Islip was involved in several grave disputes with Bishop Gynwell of Lincoln, who had procured a bull from Clement VI absolving him from his obedience to Canterbury. Islip obtained another bull from Innocent VI which practically revoked the preceding grant. When, in 1350, Gynwell refused to confirm the election of William of Palmorva to the chancellorship of Oxford University, Islip, in answer to the university's appeal, summoned Gynwell to appear before him, and appointed a commission to admit William to his office. The Bishop of Lincoln then appealed to Pope Clement VI, who finally decided in Islip's favour (Wilkins, Concilia, iii. 3–8; Mun. Acad. pp. 168–172; Lyte, Hist. Univ. Oxf. pp. 169–70; Wood, Annals of Oxford, i. 452–3, ed. Gutch). A third triumph over his unruly diocesan was obtained by Islip in 1354, when he removed the interdict under which Gynwell had placed Oxford, after a great riot between town and gown. Gynwell, however, had previously suspended the interdict. The final arrangement between the university and the townsmen was made by the king on the mediation of Islip.

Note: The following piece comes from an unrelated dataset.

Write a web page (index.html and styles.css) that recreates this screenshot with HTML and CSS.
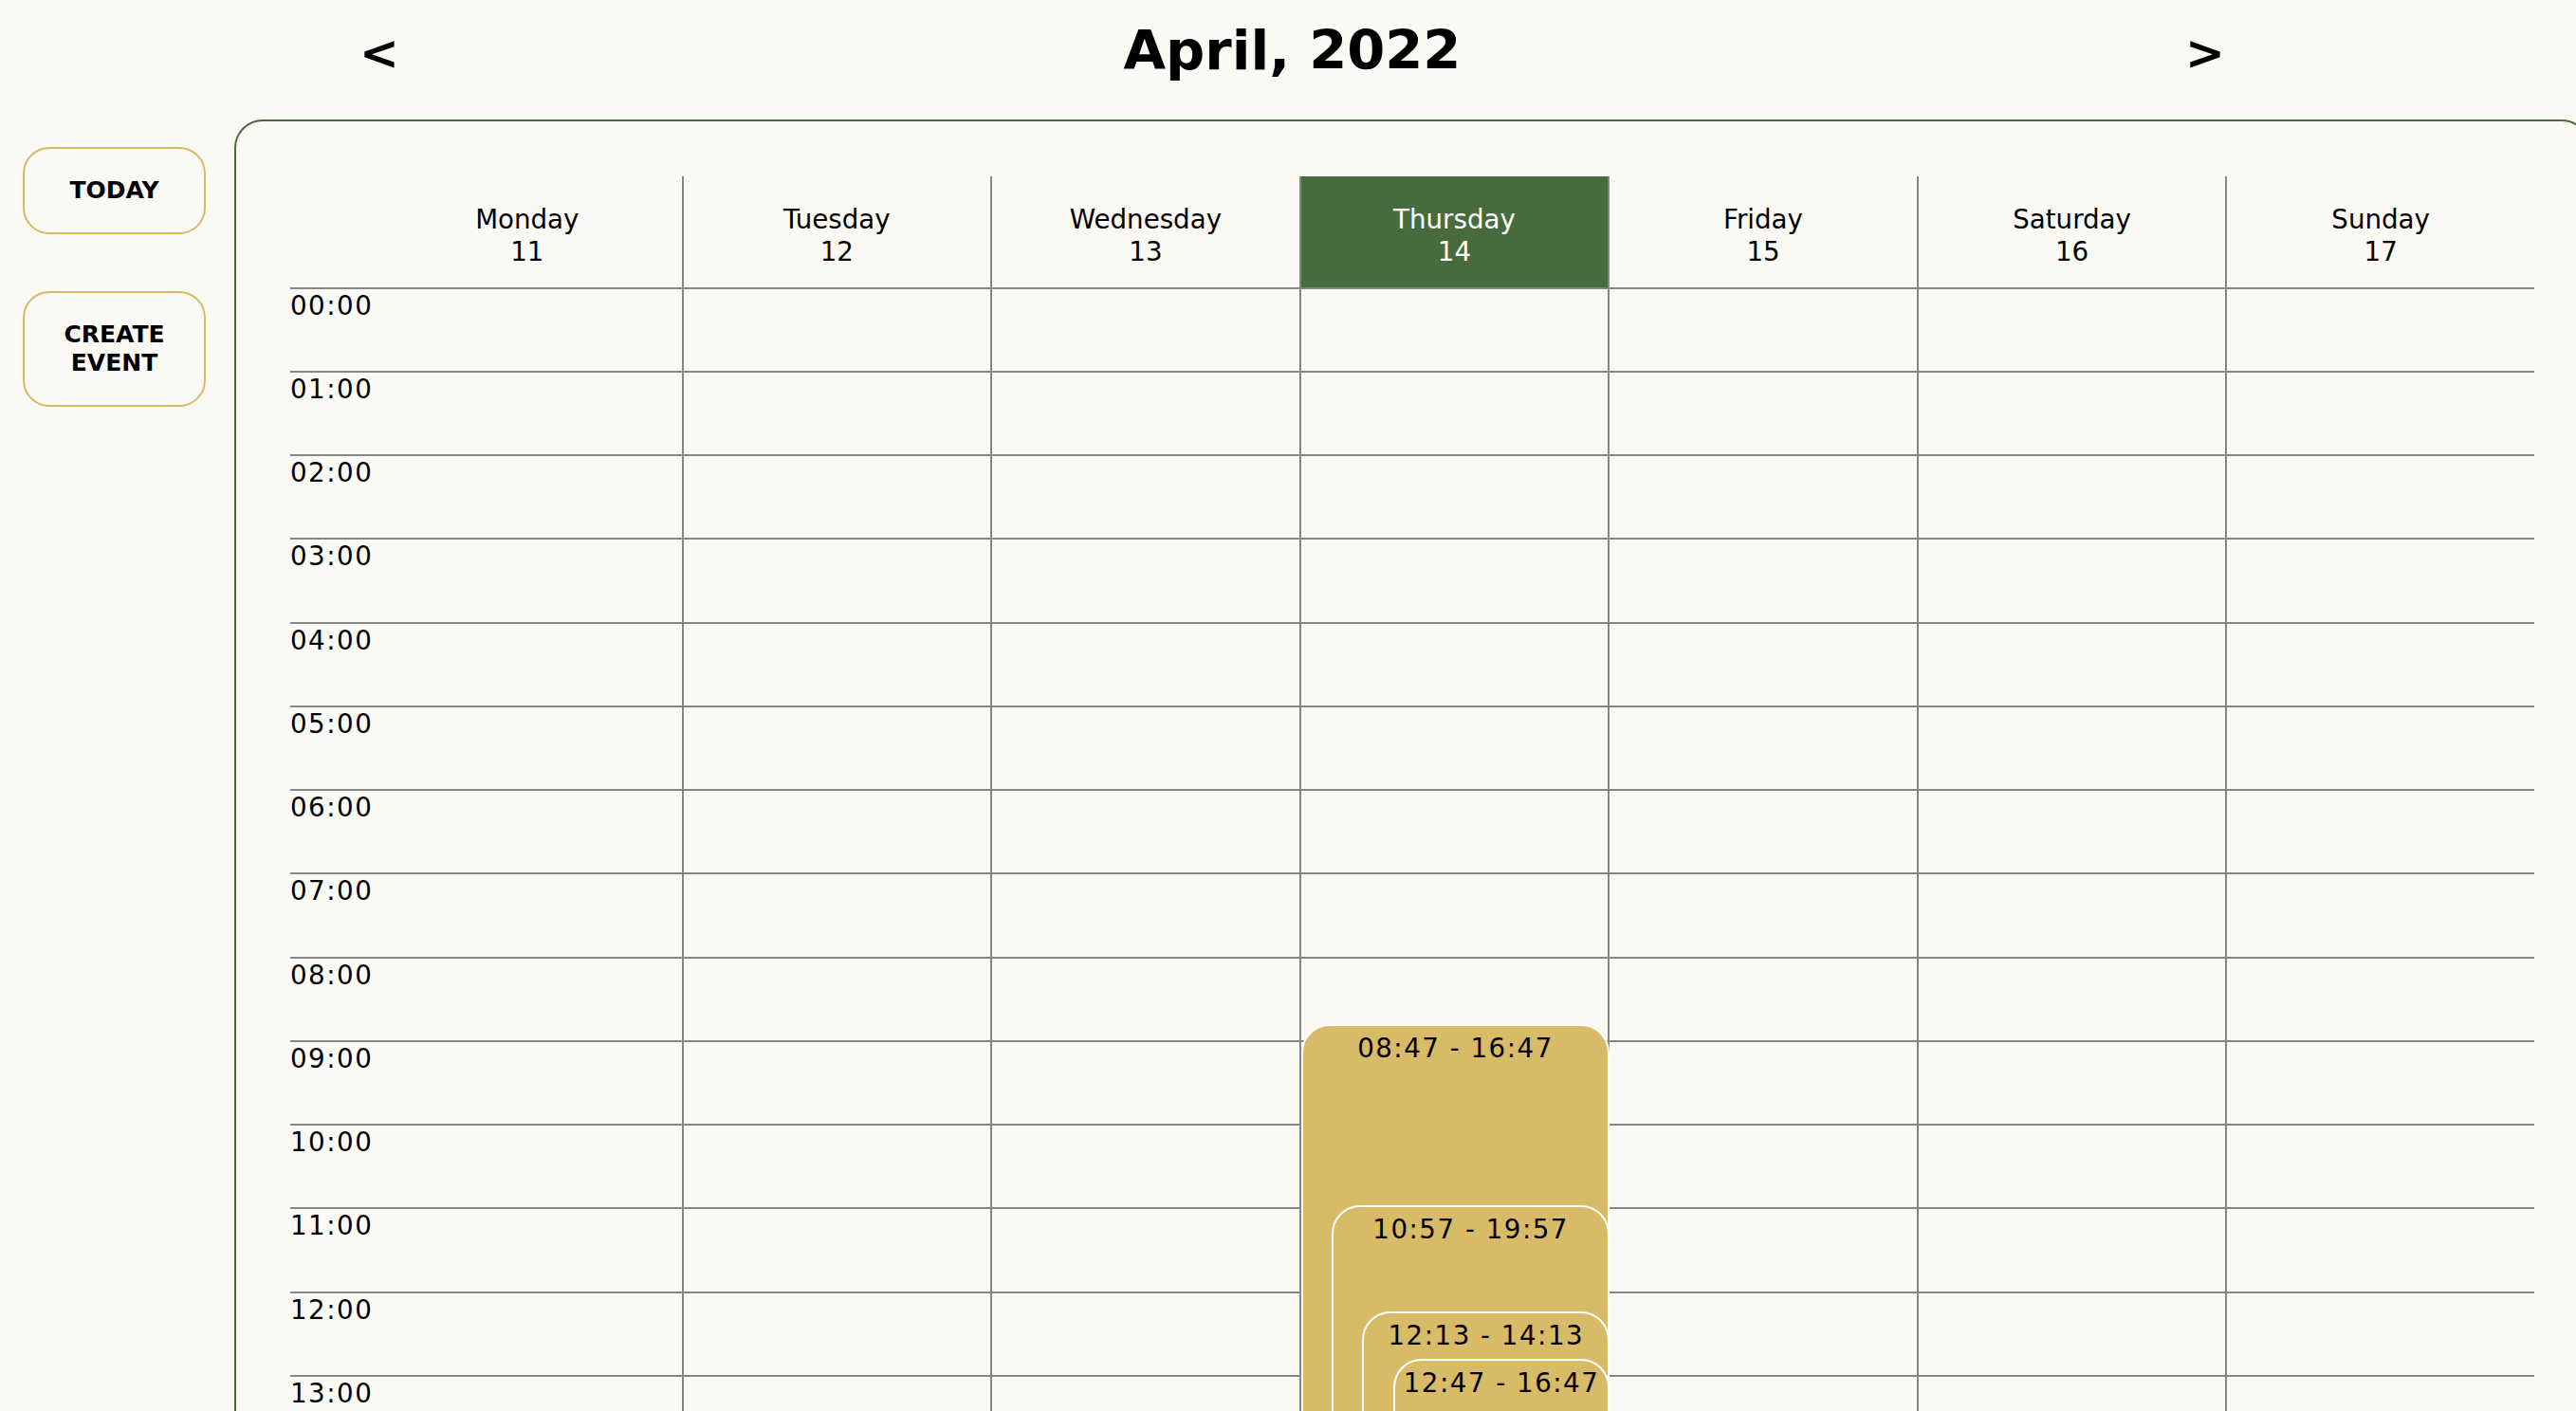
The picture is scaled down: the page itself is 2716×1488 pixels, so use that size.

Islip was generally on good terms with his old master, Edward III. It was during his primacy that the first Statutes of Provisors and Præmunire were passed. In 1359, however, when Islip refused to confirm the election of Robert Stretton to the bishopric of Lichfield, on the ground of his age, blindness, and incompetency, Edward, prince of Wales, and his father the king obtained his appointment by appealing to Avignon against the primate's action (Anglia Sacra, i. 44, 449). He had another difference with the Prince of Wales in 1357, when the prince demanded certain crown dues on the death of Bishop Trevor of St. Asaph, and Islip successfully maintained against him that these dues belonged in the north Welsh dioceses and in Rochester to the Archbishop of Canterbury (Archæological Journal, xi. 275). Yet in 1358, when Bishop de Lisle of Ely was found guilty by a secular court of burning a farmhouse belonging to Lady Wake, and instigating the murder of one of her servants, Islip declined to shelter the guilty prelate by the authority of the ecclesiastical courts.

Islip latterly resented the extravagance of Edward III. In 1356 he presided over a synod which rejected the king's demand for a clerical tenth for six years, and only allowed him a tenth for one year (Avesbury, p. 459, Rolls Ser.) Disgusted at the exactions of the king's servants and courtiers, he addressed to Edward a long and spirited remonstrance on the evils of purveyance, and the scandal and odium produced by the king's greedy insistence on his prerogative. The action of the archbishop combined with the strong petitions of the commons to procure the statute of 1362, which seems to have removed the worst abuses of purveyance. Copies of Islip's remonstrance, which is entitled ‘Speculum regis Edwardi,’ are in Bodleian MS. 624, Harleian MS. 2399, Cotton. MSS. Cleopatra D. ix., and Faustina, B. i. Extracts are given in Stubbs's ‘Constitutional History,’ ii. 375, 404, 536, and a summary is in ‘Archæologia,’ viii. 841-4.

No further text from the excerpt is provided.